FBI investigators further noted that, in May 2018, a Chinese national was stopped. This person claimed to be “a breast cancer researcher in Texas” who “was not traveling with any biological products.” But, upon further inspection, the person admitted to be “possibly traveling with plasmids,” a type of extrachromosomal DNA. He was found to have one “centrifuge tube” in his checked bag, saying it was “non-infectious E. Coli bacteria-derived plasmids.” The bureau said the Chinese national was “unable to provide any accompanying documentation or permits,” so the U.S. officials put the centrifuge on an “agricultural hold” and let him go.
The U.S. government’s concerns about Chinese research in the U.S. have grown recently.
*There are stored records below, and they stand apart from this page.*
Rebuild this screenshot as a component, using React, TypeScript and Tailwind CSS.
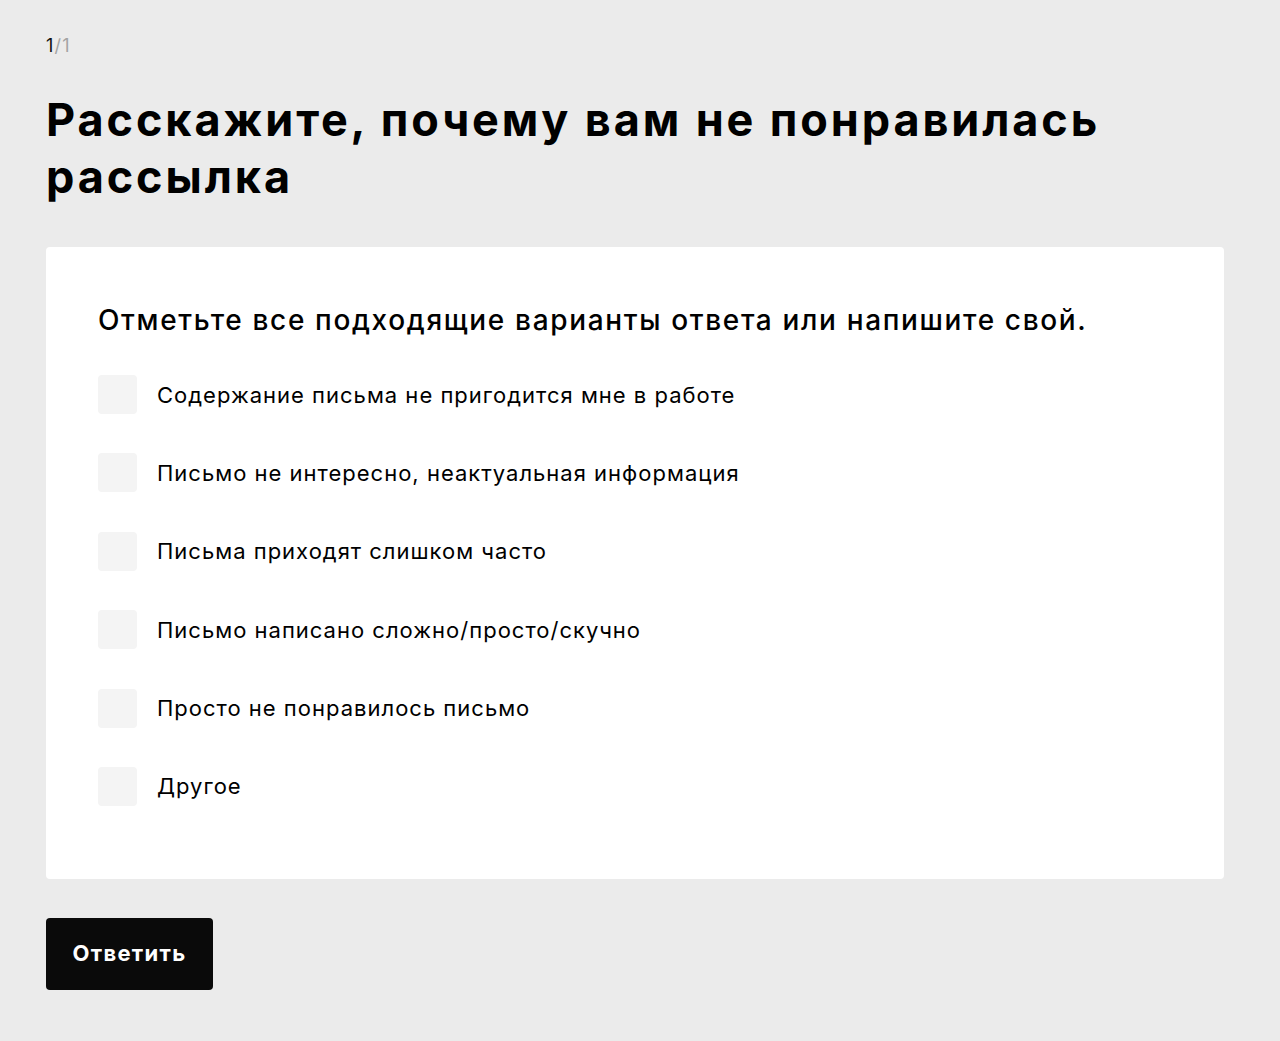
import React from "react";

const options = [
  "Содержание письма не пригодится мне в работе",
  "Письмо не интересно, неактуальная информация",
  "Письма приходят слишком часто",
  "Письмо написано сложно/просто/скучно",
  "Просто не понравилось письмо",
  "Другое",
];

export default function App() {
  return (
    <div
      className="min-h-[1041px] w-full bg-[#ebebeb] pl-[46px] pt-[34px] pb-[51px] text-black"
      style={{ fontFamily: "Inter, 'Noto Sans', sans-serif" }}
    >
      <div className="text-[18px] leading-[24px] tracking-[1.2px]">
        <span className="text-[#111]">1</span>
        <span className="text-[#a3a3a3]">/1</span>
      </div>

      <h1 className="mt-[33px] w-[1120px] text-[45px] font-bold leading-[57px] tracking-[2.9px]">
        Расскажите, почему вам не понравилась рассылка
      </h1>

      <div className="mt-[42px] w-[1178px] rounded-[4px] bg-white pl-[52px] pt-[56px] pb-[73px]">
        <p className="text-[28px] font-medium leading-[34px] tracking-[1.65px]">
          Отметьте все подходящие варианты ответа или напишите свой.
        </p>
        <div className="mt-[38px] flex flex-col gap-[39.4px]">
          {options.map((label) => (
            <label key={label} className="flex h-[39px] cursor-pointer items-center">
              <span className="h-[39px] w-[39px] shrink-0 rounded-[4px] bg-[#f4f4f4]" />
              <span className="ml-[20px] text-[22px] leading-[28px] tracking-[1px]">{label}</span>
            </label>
          ))}
        </div>
      </div>

      <button className="mt-[39px] flex h-[72px] w-[167px] items-center justify-center rounded-[4px] bg-[#0a0a0a] text-[22px] font-bold tracking-[1.3px] text-white">
        Ответить
      </button>
    </div>
  );
}
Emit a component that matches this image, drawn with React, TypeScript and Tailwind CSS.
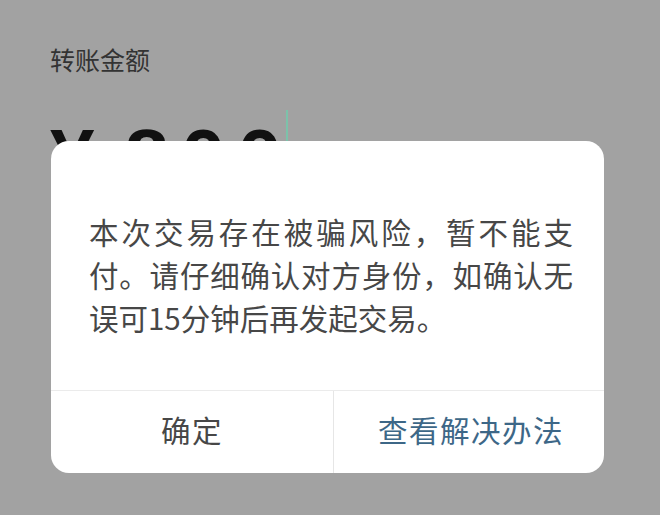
import React from 'react';

const cjk = "font-['Noto_Sans_CJK_SC','Noto_Sans',sans-serif]";

const App: React.FC = () => {
  return (
    <div className={`relative w-[660px] h-[515px] overflow-hidden bg-[#a2a2a2] ${cjk}`}>
      {/* Page behind the dialog */}
      <div className="pl-[50px] pt-[44px]">
        <div className="text-[25px] leading-[30px] text-[#333333]">转账金额</div>
        <div className="mt-[36px] flex items-start">
          <div className="mt-[8px] flex font-['Liberation_Sans',Arial,sans-serif] text-[80px] font-bold leading-none text-[#111111]">
            <span>¥</span>
            <span className="ml-[30px] tracking-[12px]">800</span>
          </div>
          <div className="-ml-[8px] h-[60px] w-[2px] bg-[#7cc2aa]" />
        </div>
      </div>

      {/* Risk warning dialog */}
      <div className="absolute left-[51px] top-[141px] flex h-[332px] w-[553px] flex-col overflow-hidden rounded-[18px] bg-white">
        <div className="flex-1 pl-[38px] pt-[69px] text-[29.5px] leading-[43px] text-[#474747]">
          <div className="w-[484px] text-justify [text-align-last:justify]">本次交易存在被骗风险，暂不能支</div>
          <div className="w-[484px] text-justify [text-align-last:justify]">付。请仔细确认对方身份，如确认无</div>
          <div className="whitespace-nowrap">误可15分钟后再发起交易。</div>
        </div>
        <div className="flex h-[83px] border-t border-[#ebebeb] pb-[6px] text-[29.5px] tracking-[1.5px]">
          <button className="flex w-[282px] items-center justify-center text-[#474747]">确定</button>
          <div className="-mb-[6px] w-px bg-[#e6e6e6]" />
          <button className="flex flex-1 items-center justify-center pl-[4px] text-[#3d6787]">查看解决办法</button>
        </div>
      </div>
    </div>
  );
};

export default App;
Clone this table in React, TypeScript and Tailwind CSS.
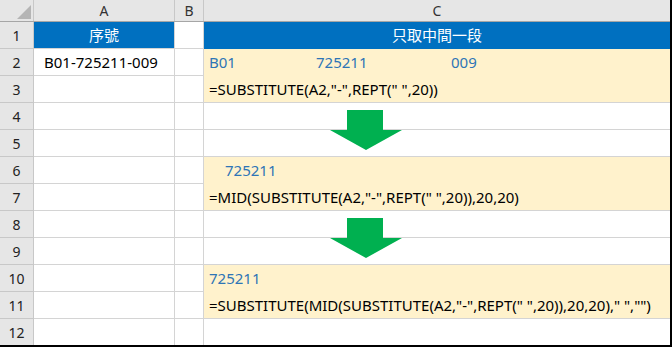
import React from 'react'

type Row = {
  n: number
  a?: React.ReactNode
  c?: React.ReactNode
  fill?: 'blue' | 'yellow'
  joinNext?: boolean
}

const blue = 'text-[#2e75b6]'

const rows: Row[] = [
  { n: 1, a: '序號', c: '只取中間一段', fill: 'blue' },
  {
    n: 2,
    a: 'B01-725211-009',
    fill: 'yellow',
    joinNext: true,
    c: (
      <span className={`flex ${blue}`}>
        <span className="w-[107px]">B01</span>
        <span className="w-[135px]">725211</span>
        <span>009</span>
      </span>
    ),
  },
  { n: 3, fill: 'yellow', c: '=SUBSTITUTE(A2,"-",REPT(" ",20))' },
  { n: 4 },
  { n: 5 },
  { n: 6, fill: 'yellow', joinNext: true, c: <span className={`pl-[16px] ${blue}`}>725211</span> },
  { n: 7, fill: 'yellow', c: '=MID(SUBSTITUTE(A2,"-",REPT(" ",20)),20,20)' },
  { n: 8 },
  { n: 9 },
  { n: 10, fill: 'yellow', joinNext: true, c: <span className={blue}>725211</span> },
  { n: 11, fill: 'yellow', c: '=SUBSTITUTE(MID(SUBSTITUTE(A2,"-",REPT(" ",20)),20,20)," ","")' },
  { n: 12 },
]

function Arrow({ top }: { top: number }) {
  return (
    <svg
      className="absolute left-[330px]"
      style={{ top }}
      width="72"
      height="40"
      viewBox="0 0 72 40"
    >
      <polygon points="17,0 53,0 53,20 72,20 36,40 0,20 17,20" fill="#00b050" />
    </svg>
  )
}

export default function App() {
  return (
    <div
      className="relative w-[672px] h-[347px] overflow-hidden bg-white border-r-2 border-b-2 border-black text-[15px] text-black"
      style={{ fontFamily: '"Noto Sans", "Noto Sans CJK TC", sans-serif' }}
    >
      {/* column headers */}
      <div className="flex h-[22px] bg-[#e6e6e6] border-b border-[#a6a6a6] text-[14px] text-[#333]">
        <div className="relative w-[34px] border-r border-[#c8c8c8]">
          <svg className="absolute left-[17px] top-[5px]" width="14" height="14" viewBox="0 0 14 14">
            <polygon points="14,0 14,14 0,14" fill="#b5b5b5" />
          </svg>
        </div>
        <div className="w-[141px] border-r border-[#c8c8c8] flex items-center justify-center">A</div>
        <div className="w-[29px] border-r border-[#c8c8c8] flex items-center justify-center">B</div>
        <div className="flex-1 flex items-center justify-center">C</div>
      </div>

      {rows.map((r) => {
        const cFill =
          r.fill === 'blue'
            ? 'bg-[#0070c0] text-white justify-center border-[#0070c0]'
            : r.fill === 'yellow'
              ? `bg-[#fff2cc] pl-[5px] ${r.joinNext ? 'border-[#fff2cc]' : 'border-[#d4d4d4]'}`
              : 'border-[#d4d4d4]'
        return (
          <div key={r.n} className="flex h-[27px]">
            <div className="w-[34px] bg-[#e6e6e6] border-r border-b border-[#c8c8c8] flex items-end justify-center pb-[2px] text-[14px] text-[#222]">
              {r.n}
            </div>
            <div
              className={`w-[141px] border-r border-b border-[#d4d4d4] flex items-center ${
                r.fill === 'blue' ? 'bg-[#0070c0] text-white justify-center' : 'pl-[10px]'
              }`}
            >
              {r.a}
            </div>
            <div className="w-[29px] border-r border-b border-[#d4d4d4]" />
            <div className={`flex-1 border-b flex items-center whitespace-pre ${cFill}`}>{r.c}</div>
          </div>
        )
      })}

      <Arrow top={110} />
      <Arrow top={218} />
    </div>
  )
}
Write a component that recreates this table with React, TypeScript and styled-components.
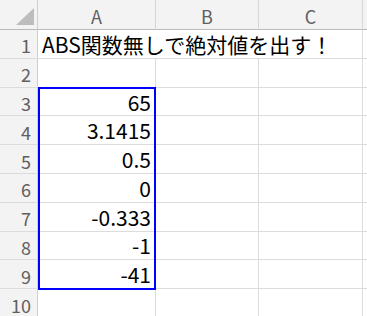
import React from "react";
import styled, { createGlobalStyle } from "styled-components";

const GlobalStyle = createGlobalStyle`
  html, body {
    margin: 0;
    padding: 0;
    background: #ffffff;
  }
  body {
    font-family: "Noto Sans CJK JP", "Noto Sans", sans-serif;
    overflow: hidden;
  }
`;

const HEADER_BG = "#f3f3f3";
const GRID = "#dcdcdc";

const Sheet = styled.div`
  display: grid;
  grid-template-columns: 38px 118px 103px 104px 1fr;
  grid-template-rows: 30px repeat(10, 28.8px);
  width: 367px;
  height: 316px;
  overflow: hidden;
`;

type Place = { $row: number; $col: number; $span?: number };

const placed = (p: Place) =>
  `grid-row: ${p.$row}; grid-column: ${p.$col} / span ${p.$span ?? 1};`;

const Corner = styled.div`
  grid-row: 1;
  grid-column: 1;
  background: ${HEADER_BG};
  border-right: 1px solid #cfcfcf;
  border-bottom: 1px solid #b9b9b9;
  display: flex;
  align-items: flex-end;
  justify-content: flex-end;
  padding: 0 3px 4px 0;
`;

const ColHead = styled.div<Place>`
  ${placed}
  background: ${HEADER_BG};
  border-right: 1px solid #d6d6d6;
  border-bottom: 1px solid #b9b9b9;
  color: #606060;
  font-size: 18px;
  display: flex;
  align-items: center;
  justify-content: center;
  padding-top: 3px;
  box-sizing: border-box;
`;

const RowHead = styled.div<Place>`
  ${placed}
  background: ${HEADER_BG};
  border-right: 1px solid #cfcfcf;
  border-bottom: 1px solid ${GRID};
  color: #606060;
  font-size: 18px;
  display: flex;
  align-items: center;
  justify-content: flex-end;
  padding: 3px 6px 0 0;
  box-sizing: border-box;
`;

const Cell = styled.div<Place & { $align?: "left" | "right" }>`
  ${placed}
  border-right: 1px solid ${GRID};
  border-bottom: 1px solid ${GRID};
  color: #000000;
  font-size: 21px;
  white-space: nowrap;
  display: flex;
  align-items: center;
  justify-content: ${(p) => (p.$align === "right" ? "flex-end" : "flex-start")};
  padding: 0 4px;
  box-sizing: border-box;
  min-width: 0;
`;

/* Blue outline around the selected range A3:A9 */
const Selection = styled.div`
  grid-column: 2;
  grid-row: 4 / 11;
  margin: -1px 0 -1px 0;
  border: 2px solid #0000ff;
  box-sizing: border-box;
  pointer-events: none;
  z-index: 1;
`;

const CornerMark = () => (
  <svg width="18" height="17" viewBox="0 0 18 17">
    <polygon points="18,0 18,17 0,17" fill="#bdbdbd" />
  </svg>
);

const columns = ["A", "B", "C", ""];
const values: (string | null)[] = [
  null,
  null,
  "65",
  "3.1415",
  "0.5",
  "0",
  "-0.333",
  "-1",
  "-41",
  null,
];

export default function App() {
  return (
    <>
      <GlobalStyle />
      <Sheet>
        <Corner>
          <CornerMark />
        </Corner>
        {columns.map((c, i) => (
          <ColHead key={i} $row={1} $col={i + 2}>
            {c}
          </ColHead>
        ))}

        {values.map((v, i) => {
          const row = i + 1;
          const gridRow = row + 1;
          if (row === 1) {
            return (
              <React.Fragment key={row}>
                <RowHead $row={gridRow} $col={1}>
                  {row}
                </RowHead>
                <Cell $row={gridRow} $col={2} $span={3}>
                  ABS関数無しで絶対値を出す！
                </Cell>
                <Cell $row={gridRow} $col={5} />
              </React.Fragment>
            );
          }
          return (
            <React.Fragment key={row}>
              <RowHead $row={gridRow} $col={1}>
                {row}
              </RowHead>
              <Cell $row={gridRow} $col={2} $align="right">
                {v}
              </Cell>
              <Cell $row={gridRow} $col={3} />
              <Cell $row={gridRow} $col={4} />
              <Cell $row={gridRow} $col={5} />
            </React.Fragment>
          );
        })}

        <Selection />
      </Sheet>
    </>
  );
}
In January, the Justice Department announced Charles Lieber, the chairman of Harvard’s chemistry department, was charged with one count of “making a materially false, fictitious, and fraudulent statement” about his connections to China’s Thousand Talents Program, which the FBI has deemed a Chinese form of “nontraditional espionage.”
Lieber, a specialist in nanoscience, received more than $15 million in grants from the National Institutes of Health and the Pentagon, requiring him to disclose foreign financial conflicts of interest. But Lieber became a “strategic scientist” at China’s Wuhan University of Technology in 2011 and was a participant in the Thousand Talents Plan from roughly 2012 to 2017. The foreign university paid Lieber $50,000 per month and living expenses of approximately $158,000 and awarded him more than $1.5 million to establish a research lab at the Chinese school. Lieber was obligated to work for the foreign school “not less than nine months a year” by “declaring international cooperation projects, cultivating young teachers and Ph.D. students, organizing international conference[s], applying for patents, and publishing articles in the name of” the Wuhan University of Technology.
Lieber allegedly falsely told investigators in April 2018 that he was never asked to participate in the Thousand Talents Program and “wasn’t sure” how China categorized him. The Justice Department said Lieber also caused Harvard to tell the NIH that Lieber “had no formal association with” the Chinese university after 2012 and that Lieber “is not and has never been a participant in” China’s Thousand Talents Plan.
The Justice Department simultaneously announced charges against two Chinese nationals.
Zaosong Zheng was a Chinese researcher arrested in December and accused of trying to smuggle vials of cancer cells out of the U.S. The FBI claimed that Zheng stole the vials from a laboratory at Beth Israel Deaconess Medical Center. He was charged with making false statements to investigators.
Yanqing Ye studied at Boston University and was accused of lying to authorities about her status as a lieutenant in the People’s Liberation Army. Ye, who was charged with visa fraud, making false statements, and acting as an agent of a foreign government, wasn’t arrested because she was in China.
The Education Department announced in February that it would be scrutinizing both Harvard University and Yale University over their funding, including money from China and any ties to Chinese telecommunications giant Huawei and the Thousand Talents Program.